Investing in the Future
May 28, 2015
The Port of Long Beach supports one in eight jobs in Long Beach, more than 316,000 jobs in a five-county region, and 1.4 million jobs across the nation.
Maintaining and growing those jobs are among the measures of the Port’s success.
“The Port has a tremendous interest in ensuring there are qualified people to fill the jobs that it needs to remain competitive,” said Thomas O’Brien, executive director of the Center of International Trade and Transportation (CITT) at California State University, Long Beach (CSULB).
On May 20, the Port held its second Celebrating Education Reception, spotlighting its existing programs and new initiatives developed to teach students about the Port and international trade, and cultivate the work force of the future. During the event, the Port announced scholarships totaling $58,500 to 27 recipients.
The 2015 scholars include graduating high school seniors pursuing international trade or related studies in college; CSULB students studying international business; Long Beach City College students preparing for skilled trade and technical careers; and working professionals in CSULB’s Global Logistics Specialist program. With the latest round, the Port has awarded $607,650 in scholarships to 351 recipients since 1993.
The Port also honored Matson, Inc. as its 2015 “Champion of Education.” The award recognizes an industry partner that has been a longstanding supporter of Port education programs. John Rowan, Matson’s manager of National Household Goods, accepted the award on the company’s behalf.
During the event, Port Director of Communications and Community Relations Michael Gold highlighted the Port’s newest education outreach programs created under a plan adopted in 2014 by the Board of Harbor Commissioners. All were developed in consultation with local high school educators who make up the Port’s Education Advisory Committee.
- Career and Trade Fair: In partnership with Long Beach Unified, CSULB and industry partners, the Port spotlighted growing careers in international trade and related skilled crafts at the university’s College and Career Fair last November. The event, which draws thousands of high school students to the Walter Pyramid, featured a dozen booths showcasing fields such as engineering, security, communications, construction and other Port-related occupations. Prior to the event, the Port brought 200 Long Beach high school students to the university for smaller, pre-fair workshops on themes such as “Applying for Your First Job, “Earn While You Learn: Apprenticeships,” “Jobs in International Trade,” and “Women in Maritime Careers.”
- Teacher “Externships”: This summer, 14 teachers from eight local high schools will participate in the Port’s first study program, or “externships,” for educators.

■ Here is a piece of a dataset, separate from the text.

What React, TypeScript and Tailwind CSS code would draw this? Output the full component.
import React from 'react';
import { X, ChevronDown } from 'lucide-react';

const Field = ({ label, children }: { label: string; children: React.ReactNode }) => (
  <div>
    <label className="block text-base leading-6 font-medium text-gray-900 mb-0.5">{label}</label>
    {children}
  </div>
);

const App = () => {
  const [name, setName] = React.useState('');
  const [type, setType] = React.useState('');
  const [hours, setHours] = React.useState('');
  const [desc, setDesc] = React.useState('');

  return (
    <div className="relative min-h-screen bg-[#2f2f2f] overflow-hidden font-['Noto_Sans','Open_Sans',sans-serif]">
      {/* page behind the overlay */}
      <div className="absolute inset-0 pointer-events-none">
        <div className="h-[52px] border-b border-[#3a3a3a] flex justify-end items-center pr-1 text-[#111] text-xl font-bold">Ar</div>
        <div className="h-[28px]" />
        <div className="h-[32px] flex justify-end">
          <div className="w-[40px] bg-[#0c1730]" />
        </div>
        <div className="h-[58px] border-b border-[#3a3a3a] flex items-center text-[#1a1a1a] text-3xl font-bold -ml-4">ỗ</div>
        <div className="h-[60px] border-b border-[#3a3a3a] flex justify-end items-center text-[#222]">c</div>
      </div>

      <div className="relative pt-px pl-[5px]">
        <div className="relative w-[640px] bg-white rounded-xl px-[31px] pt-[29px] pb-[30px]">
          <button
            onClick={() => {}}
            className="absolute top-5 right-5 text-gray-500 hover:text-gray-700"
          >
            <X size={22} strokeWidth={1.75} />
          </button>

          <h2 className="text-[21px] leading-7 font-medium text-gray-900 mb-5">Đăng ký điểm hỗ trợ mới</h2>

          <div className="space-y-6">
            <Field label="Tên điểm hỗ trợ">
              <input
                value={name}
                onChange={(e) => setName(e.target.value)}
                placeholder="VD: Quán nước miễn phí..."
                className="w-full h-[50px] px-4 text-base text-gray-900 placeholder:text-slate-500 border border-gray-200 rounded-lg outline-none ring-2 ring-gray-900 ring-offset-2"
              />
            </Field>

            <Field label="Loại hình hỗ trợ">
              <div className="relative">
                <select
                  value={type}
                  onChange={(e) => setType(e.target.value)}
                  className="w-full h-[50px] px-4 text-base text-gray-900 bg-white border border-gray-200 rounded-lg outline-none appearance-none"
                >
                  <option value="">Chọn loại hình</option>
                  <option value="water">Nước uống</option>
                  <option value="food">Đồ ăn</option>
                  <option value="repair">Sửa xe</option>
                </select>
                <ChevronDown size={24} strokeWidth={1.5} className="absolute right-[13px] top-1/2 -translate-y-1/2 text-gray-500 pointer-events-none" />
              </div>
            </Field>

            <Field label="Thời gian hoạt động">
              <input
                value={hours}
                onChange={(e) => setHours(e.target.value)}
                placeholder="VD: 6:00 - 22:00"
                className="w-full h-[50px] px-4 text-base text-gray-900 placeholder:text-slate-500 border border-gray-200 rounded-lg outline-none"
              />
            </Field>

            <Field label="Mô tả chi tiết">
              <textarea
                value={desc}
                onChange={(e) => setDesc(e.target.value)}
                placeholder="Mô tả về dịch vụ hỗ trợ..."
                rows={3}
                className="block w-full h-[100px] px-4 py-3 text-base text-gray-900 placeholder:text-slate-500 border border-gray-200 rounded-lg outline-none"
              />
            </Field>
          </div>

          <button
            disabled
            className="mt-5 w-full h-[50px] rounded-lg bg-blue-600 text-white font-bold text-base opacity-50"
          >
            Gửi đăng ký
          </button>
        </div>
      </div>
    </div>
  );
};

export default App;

Developed by Cal State Long Beach’s Center for International Trade and Transportation, the weeklong course includes lectures, face-to-face meetings with maritime professionals, and on-site tours of cargo operations. The Port worked with CITT to create the program after teachers said they wanted to learn more about Port operations and the maritime industry to help students connect the dots between math, science, language and other disciplines and trade-related careers and opportunities.
- Academy.polb.com: This month, the Port launched a new website where students and teachers will find information on Port scholarships, internships, boat tours, field trips, videos, trade-related lesson plans and other resources. A new feature is the Port’s career page, where student can learn about trade-related careers, what they pay, and where to find local education and training programs. Videos spotlight real people at work – engineers, electricians, trade specialists and others, why they chose their career, and what their work entails. Lesson plans developed by the Port’s first externship class will be added to the website. The Port also plans to use the site as a virtual classroom where students and teachers can link to real-time lectures and interactive lessons.
Highlights of ongoing Port programs include:
- Harbor tours: During 2014, the Port took more than 700 high school, community college and university students on boat tours. Narrated by Port staff, the tours offer students a close-up view of Port operations that span more than 7,600 acres of land and water.
- Classroom speakers and career days: Over the past year, Port representatives spoke to more than 1,100 students in local schools.
- High school internships: Last summer, the Port welcomed 25 high school students for paid summer internships. The program began in 2011 with 10 students. At the May 20 reception, the Port announced its new class of 25 interns. The eight-week program includes job-skills training at the Pacific Gateway Workforce Investment Network.
In addition to its program for high school students, the Port also offers college internships. Long Beach Mayor Robert Garcia, who has challenged city businesses and institutions to double the number of available internships, praised the Port as a leader in advancing on-the-job training opportunities for local youth.